City of Sydney councillors have recommended a change to its Local Government Environment Plan to cut red tape for private street art commissions.
Three years in the making, the proposed amendment seeks to remove a tangled barrier of council paperwork for property owners when commissioning any large-scale murals visible to the public.
The idea is to draw a line in the sand in the debate of art versus graffiti for Sydney –balancing enjoyment of city streets for everyone with the need for more cultural expression and diversity, and property owners’ right to decide what can be splashed across their exterior walls.
But changes won’t extend to free rein on city walls – caveats include no advertising, nothing discriminatory or sexually degrading, and no intellectual property infringements.

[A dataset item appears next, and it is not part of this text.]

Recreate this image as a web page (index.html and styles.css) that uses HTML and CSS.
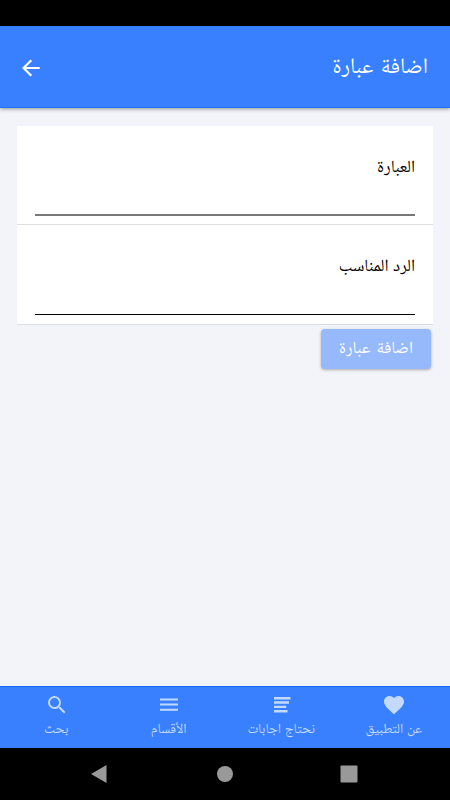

The amendment has been submitted to the Greater Sydney Commission for a final determination, which City of Sydney councillor Jess Scully told ABC Radio Sydney is "very likely" to be approved.
Matt Branagan, director of Work-Shop on Cleveland Street, says “the more colour on the streets the better.” Work-Shop’s exterior has featured towering paint-ups by renowned local and international street artists, including a recent piece by Austrian-born, US based Nychos.
While Branagan admits he’s usually sidestepped development applications, he is happy to see the City of Sydney change lanes when it comes to street art. “This will mean more opportunities for artists to create long-lasting magic,” he says. “More walls, more jobs for artists, more appreciation of this art form that gets stigmatised so much.”